A while back I went to KTV with a large group of people from work.  We had a large contingent of foreigners, and so decided to spice up the monotony of singing along to one-song-sounds-like-them-all Chinese pop songs blaring at full volume in a closed room for hours.  We walked down to the convenience store and bought some plastic cups and began a ‘flip cup’ tournament in the KTV room.  We even managed to get a few of the locals to play with us.  It was one of those priceless mixtures of Western and Chinese culture.  While it seems as though Flip Cup is of primarily American origin, it has spread a bit to the other English speaking countries.  So naturally of course, we had a team competition of  “America vs. The World”.  You’ll be pleased to note that us Americans represented well, and the competition wasn’t even close.  A side note on Chinese logic:  When trying to set up our Flip Cup tournament, we tried to pull the tables inside our KTV room together.  However they were of course bolted to the floor, one inch apart. Not far enough apart to even walk in between or make the space useful for anything other than spilling drinks or dropping things, but not close enough together to be of use as one large table.  Why this odd arrangement you ask?  I’ll answer with what my Chinese students love to tell me whenever I try to get more language out of them by asking why they like something: “Teacher, no why!”  Many foreigners here can tell you that after months of wracking your brain and shaking your head at things here that just seem to have absolutely no logic, eventually most of us just give up and accept that there are many things here that either simply have no logic to them whatsoever, or whatever thought process went into their creation is far beyond the comprehension of any non-Chinese mind.  Give the Chinese culture’s natural tendency to never ask questions or wonder ‘why’, its no real surprise that this is how things are.  Many times when I try to ask one of my Chinese friends “Why…”, I get a puzzled look as if this is a very odd question and it makes as little sense to them why I asked it, as whatever caused me to ask it does to me.

While talking online to one of my Chinese high school students recently, he asked me a question in Chinese to test my language.  When I answered incorrectly, he said, “your Chinese is pour”.  Classic!  Incorrectly insulting someone in one language about their lack of skill in another.

Addicting Rice

I think there is some sort of addicting chemical added to the rice in China.  I find that if I begin to eat it several days in a row (I usually find ways to avoid this, but occasionally it happens) I actually find myself craving rice.  And it’s even worse for locals.  Several of my Chinese friends who have left the country have told me they have terrible cravings for rice after just a few days.  Apparently the rice in other countries, even other Asian countries, doesn’t taste the same as Chinese rice.  Rice is so ingrained here that the words for food and rice have become one and the same in usage. To ask someone “Have you eaten?”, the literal translation is “Have you eaten rice?”  The words for breakfast, lunch, and dinner are ‘morning rice’, ‘noon rice’, and ‘evening rice’,.  Additionally, until very recently, to ask someone “How are you?” people would ask, “Have you eaten rice?”  I guess it comes from back when most of the population was really poor.

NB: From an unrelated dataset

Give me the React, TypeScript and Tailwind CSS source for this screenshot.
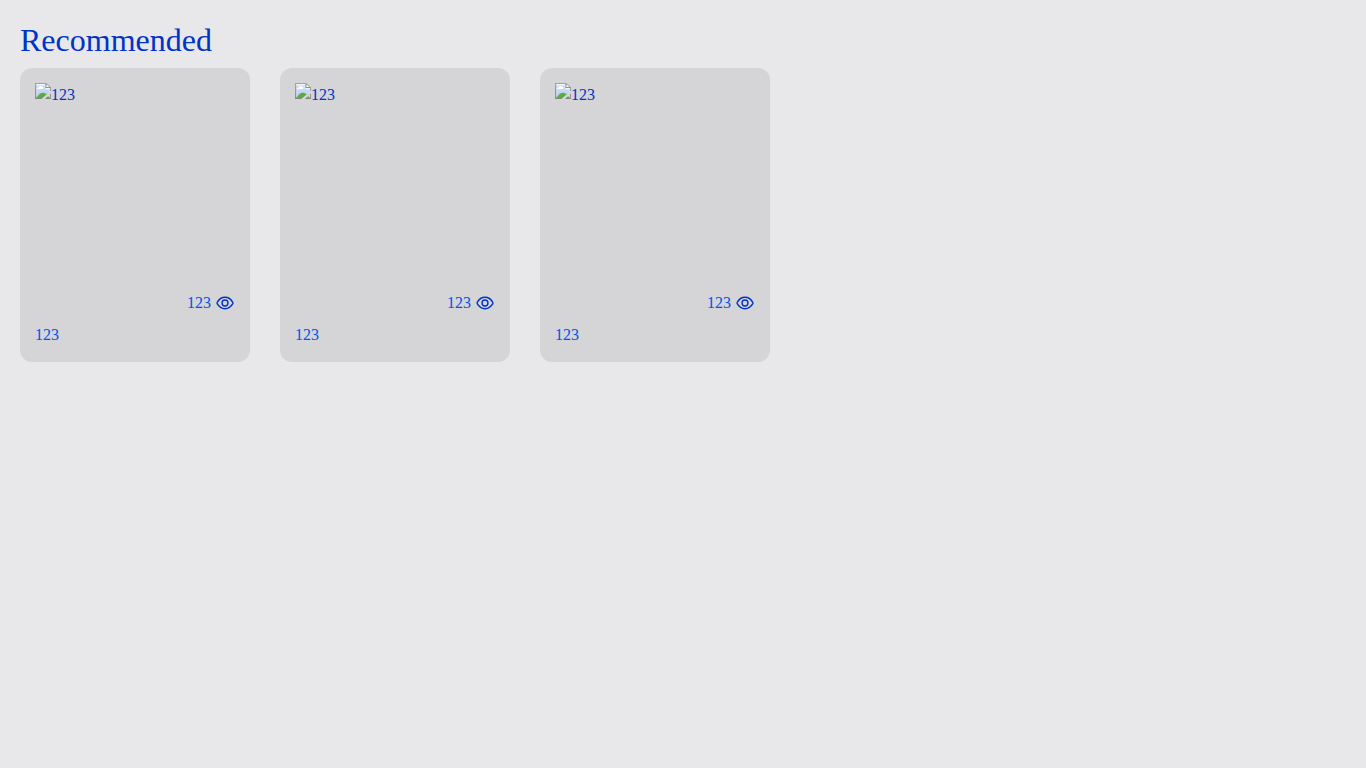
import React from "react";

const items = [
  { id: 1, alt: "123", views: "123", title: "123" },
  { id: 2, alt: "123", views: "123", title: "123" },
  { id: 3, alt: "123", views: "123", title: "123" },
];

function EyeIcon() {
  return (
    <svg viewBox="0 0 20 20" fill="none" stroke="currentColor" strokeWidth="1.4" strokeLinejoin="round" className="size-5 text-[#0033c7]">
      <path d="M2.2 10.6a1.1 1.1 0 0 1 0-1.2C3.9 6.4 6.5 4.3 10 4.3s6.1 2.1 7.8 5.1a1.1 1.1 0 0 1 0 1.2c-1.7 3-4.3 5.1-7.8 5.1s-6.1-2.1-7.8-5.1Z" />
      <circle cx="10" cy="10" r="2.95" />
    </svg>
  );
}

export default function App() {
  return (
    <main className="min-h-screen bg-[#e8e8ea] p-5 font-['Liberation_Serif',serif] text-[#0033c7]">
      <h1 className="mb-2 text-[32px] leading-[40px]">Recommended</h1>
      <div className="flex gap-[30px]">
        {items.map((item) => (
          <article key={item.id} className="flex h-[294px] w-[230px] flex-col rounded-xl bg-[#d5d5d7] p-[15px]">
            <img src="missing" alt={item.alt} className="h-[200px] w-[200px]" />
            <div className="mt-2.5 flex items-center justify-end gap-1 leading-[20px] text-[#0052ea]">
              <span>{item.views}</span>
              <EyeIcon />
            </div>
            <p className="mt-3 leading-[20px] text-[#0052ea]">{item.title}</p>
          </article>
        ))}
      </div>
    </main>
  );
}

More Funny Toilets (see attached picture)

I’ve seen this sign hundreds of times over the urinal in the Starbucks that I frequent, as well as many other places in China, and only last week I got around to asking one of my Chinese friends what it meant.  The answer was absolutely hysterical.  The “one small step” refers to standing close enough to the urinal not to splash on the ground!  I assume there must be or have been some issue with men not standing close enough, so the government or someone decided to try to make a public service announcement to improve the cleanliness of the bathrooms.  This was their attempt to make a somewhat coarse request a bit more eloquent.  I couldn’t help but notice the similarities between this and Neil Armstrong’s famous quote when he first stepped on the moon, “One small step for man; one giant leap for mankind.”

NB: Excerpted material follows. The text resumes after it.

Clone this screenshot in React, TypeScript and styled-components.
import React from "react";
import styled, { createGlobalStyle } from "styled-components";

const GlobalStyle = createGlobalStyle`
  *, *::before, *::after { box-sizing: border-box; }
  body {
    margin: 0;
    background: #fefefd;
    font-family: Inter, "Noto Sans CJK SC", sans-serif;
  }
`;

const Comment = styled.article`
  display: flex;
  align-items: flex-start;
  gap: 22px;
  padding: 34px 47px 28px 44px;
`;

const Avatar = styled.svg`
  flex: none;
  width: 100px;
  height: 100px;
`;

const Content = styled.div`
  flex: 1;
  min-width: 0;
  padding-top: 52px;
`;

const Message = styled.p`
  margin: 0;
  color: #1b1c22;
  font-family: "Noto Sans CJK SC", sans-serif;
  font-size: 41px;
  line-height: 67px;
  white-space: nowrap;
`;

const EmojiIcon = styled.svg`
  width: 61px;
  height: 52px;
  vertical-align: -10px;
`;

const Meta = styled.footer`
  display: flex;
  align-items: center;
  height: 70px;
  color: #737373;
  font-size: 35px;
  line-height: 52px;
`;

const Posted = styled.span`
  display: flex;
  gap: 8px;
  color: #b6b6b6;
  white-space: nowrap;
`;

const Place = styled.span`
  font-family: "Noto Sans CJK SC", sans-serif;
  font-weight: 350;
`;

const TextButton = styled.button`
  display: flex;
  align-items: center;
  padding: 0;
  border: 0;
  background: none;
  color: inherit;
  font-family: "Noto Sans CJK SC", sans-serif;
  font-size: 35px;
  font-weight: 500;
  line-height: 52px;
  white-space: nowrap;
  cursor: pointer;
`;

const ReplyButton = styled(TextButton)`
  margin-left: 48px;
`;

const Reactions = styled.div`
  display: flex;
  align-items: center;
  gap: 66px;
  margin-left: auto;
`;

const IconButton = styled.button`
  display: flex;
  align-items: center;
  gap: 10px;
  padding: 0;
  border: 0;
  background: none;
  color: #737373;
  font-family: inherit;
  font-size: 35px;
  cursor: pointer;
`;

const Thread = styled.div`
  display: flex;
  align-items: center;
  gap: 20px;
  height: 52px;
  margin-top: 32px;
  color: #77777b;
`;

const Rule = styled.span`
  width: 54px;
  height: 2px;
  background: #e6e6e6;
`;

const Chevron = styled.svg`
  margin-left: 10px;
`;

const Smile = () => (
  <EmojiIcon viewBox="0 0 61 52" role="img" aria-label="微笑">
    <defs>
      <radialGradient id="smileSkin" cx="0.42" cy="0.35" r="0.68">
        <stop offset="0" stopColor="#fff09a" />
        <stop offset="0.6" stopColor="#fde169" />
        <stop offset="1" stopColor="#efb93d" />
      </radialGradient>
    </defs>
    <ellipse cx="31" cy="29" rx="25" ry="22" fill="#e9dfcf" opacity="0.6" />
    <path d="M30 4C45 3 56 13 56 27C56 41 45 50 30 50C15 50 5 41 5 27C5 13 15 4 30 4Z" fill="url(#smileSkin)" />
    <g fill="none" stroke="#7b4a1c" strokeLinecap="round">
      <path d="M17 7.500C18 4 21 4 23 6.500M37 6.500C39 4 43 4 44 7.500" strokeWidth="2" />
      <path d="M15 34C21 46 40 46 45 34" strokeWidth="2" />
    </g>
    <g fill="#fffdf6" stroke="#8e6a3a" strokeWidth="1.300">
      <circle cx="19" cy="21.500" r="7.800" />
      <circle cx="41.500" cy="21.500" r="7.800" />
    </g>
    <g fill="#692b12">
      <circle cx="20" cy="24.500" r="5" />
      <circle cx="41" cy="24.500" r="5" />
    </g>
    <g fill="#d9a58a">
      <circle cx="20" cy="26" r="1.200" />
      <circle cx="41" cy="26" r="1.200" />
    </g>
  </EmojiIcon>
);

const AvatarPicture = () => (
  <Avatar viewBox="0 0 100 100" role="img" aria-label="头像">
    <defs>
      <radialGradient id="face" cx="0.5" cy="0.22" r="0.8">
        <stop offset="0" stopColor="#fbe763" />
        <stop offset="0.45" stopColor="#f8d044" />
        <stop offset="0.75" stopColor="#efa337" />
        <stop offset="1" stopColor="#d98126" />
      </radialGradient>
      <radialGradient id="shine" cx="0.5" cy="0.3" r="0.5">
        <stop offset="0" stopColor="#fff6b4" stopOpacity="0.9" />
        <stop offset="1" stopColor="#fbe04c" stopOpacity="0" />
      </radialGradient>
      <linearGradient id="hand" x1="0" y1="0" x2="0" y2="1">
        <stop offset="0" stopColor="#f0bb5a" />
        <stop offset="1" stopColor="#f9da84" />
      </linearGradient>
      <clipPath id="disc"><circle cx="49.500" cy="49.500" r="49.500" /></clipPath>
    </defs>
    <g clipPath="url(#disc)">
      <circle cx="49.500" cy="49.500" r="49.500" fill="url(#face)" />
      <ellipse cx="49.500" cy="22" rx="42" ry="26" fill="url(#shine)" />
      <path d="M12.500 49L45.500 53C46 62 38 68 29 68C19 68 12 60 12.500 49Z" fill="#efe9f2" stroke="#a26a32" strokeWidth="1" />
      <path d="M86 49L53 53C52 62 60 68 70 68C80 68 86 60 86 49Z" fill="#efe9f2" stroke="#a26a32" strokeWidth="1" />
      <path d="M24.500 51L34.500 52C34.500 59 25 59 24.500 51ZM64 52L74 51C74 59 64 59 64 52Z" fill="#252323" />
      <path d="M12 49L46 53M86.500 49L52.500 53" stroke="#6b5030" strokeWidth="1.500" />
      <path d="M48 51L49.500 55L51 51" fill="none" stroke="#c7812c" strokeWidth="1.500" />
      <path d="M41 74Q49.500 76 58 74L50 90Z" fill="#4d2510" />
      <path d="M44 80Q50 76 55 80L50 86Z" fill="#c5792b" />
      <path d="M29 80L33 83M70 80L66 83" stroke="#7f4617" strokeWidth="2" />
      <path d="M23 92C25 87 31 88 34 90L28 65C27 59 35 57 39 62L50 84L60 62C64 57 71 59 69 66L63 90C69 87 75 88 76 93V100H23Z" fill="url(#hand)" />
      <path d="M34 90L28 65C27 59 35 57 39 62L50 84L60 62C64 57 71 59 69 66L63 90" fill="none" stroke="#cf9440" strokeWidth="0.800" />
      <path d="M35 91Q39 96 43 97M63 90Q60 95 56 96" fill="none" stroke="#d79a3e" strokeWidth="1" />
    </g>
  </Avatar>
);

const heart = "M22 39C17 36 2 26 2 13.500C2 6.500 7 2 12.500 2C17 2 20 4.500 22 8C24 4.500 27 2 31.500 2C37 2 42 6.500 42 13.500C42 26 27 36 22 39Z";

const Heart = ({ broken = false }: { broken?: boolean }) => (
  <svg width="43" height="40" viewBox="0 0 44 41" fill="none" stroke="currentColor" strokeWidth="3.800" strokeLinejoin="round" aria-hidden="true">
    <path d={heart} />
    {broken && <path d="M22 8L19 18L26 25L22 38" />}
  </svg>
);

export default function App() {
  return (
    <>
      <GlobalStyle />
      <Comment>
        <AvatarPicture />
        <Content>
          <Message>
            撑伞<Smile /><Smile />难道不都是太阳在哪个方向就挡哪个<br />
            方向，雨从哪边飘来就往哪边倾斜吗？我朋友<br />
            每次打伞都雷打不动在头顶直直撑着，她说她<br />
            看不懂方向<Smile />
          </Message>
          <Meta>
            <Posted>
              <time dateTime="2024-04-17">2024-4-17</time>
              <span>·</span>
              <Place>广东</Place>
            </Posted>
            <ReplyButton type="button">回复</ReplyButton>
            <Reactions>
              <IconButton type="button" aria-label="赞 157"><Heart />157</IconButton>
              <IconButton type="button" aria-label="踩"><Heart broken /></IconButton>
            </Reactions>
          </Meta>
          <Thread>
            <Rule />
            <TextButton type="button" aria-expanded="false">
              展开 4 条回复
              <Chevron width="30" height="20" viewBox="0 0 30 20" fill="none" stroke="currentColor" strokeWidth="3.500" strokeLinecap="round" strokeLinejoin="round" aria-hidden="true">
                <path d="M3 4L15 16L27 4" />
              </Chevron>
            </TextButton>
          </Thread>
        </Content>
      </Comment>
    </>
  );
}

ZhouShan with a Local Tour Guide

This past weekend as mentioned above I went with a few friends to one of my Chinese friends’ hometown.  It’s actually a chain of over 1000 islands a few hours drive from where I live.  It is absolutely gorgeous and peaceful, one of those hidden treasures in the world, for the most part untarnished by large crowds of tourists from all over the world.  First off, her connections in her town were a bit impressive, and certainly made our trip there immensely more comfortable.  She borrowed her friend’s car, and personally drove us around the whole weekend.  This may not sound like much since it is normal back in the States, but here almost everyone I know just takes a bike, bus or taxi everywhere.  Not counting taxis, I’ve ridden in a car maybe two times since I’ve been in Hangzhou.  Its something that I really miss, and I never really realized is actually a fairly large part of American culture.  I think we are likely one of the few places in the world where probably over 90% of the population has their own car and drives practically everywhere.  Anyway, we not only had our personal driver, but she had a friend who knew the boss of this 4 star hotel with a private beach (see picture) and so we got our rooms for less than half price.  For one night we paid around $50 for that room in the picture!

The first night we went to see the sand sculpture festival, where people make larger than life sand sculptures on this one beach.  Each year they have a different theme; this year it was Africa.  Actually the largest sculpture was certified by the Guinness Book of World Records as the largest sand sculpture in the world.  One of her friends also treated us to a really nice seafood restaurant which had fresh catches of the day at the front and where you could choose your own dinner.  It was located right on the water, and we enjoyed some berry liquor, a local specialty.  The next day we woke up early to watch the sunrise from the balcony in our hotel (see same picture).  Stunning.  Then we went to a beach that instead of sand was full of small black pebbles.  We took a short boat trip through the bay where you can catch your own crab.  The last day we took a ferry to another island and saw one of the four famous mountains in China called Pu Tuo Shan 普陀山。 The large lady Buddha there holds her hand up against the sea in a pose so as to say ‘stop’ to the typhoons.  Apparently since it was built there hasn’t been a typhoon that landed on the island.  On the bus back to Hangzhou that evening, we were treated to a beautiful sunset, closing out a great weekend.  We saw a sunrise on the beach in the morning, and a sunset over the mountainous islands that same evening.

The entire place was incredibly beautiful and peaceful, untainted by pollution and overpopulation as so much of China is.  My friends’ village was a small town of like 200 people.  Overall it was a wonderful, peaceful, and relaxing weekend.

As always, thanks for reading, and keep in touch.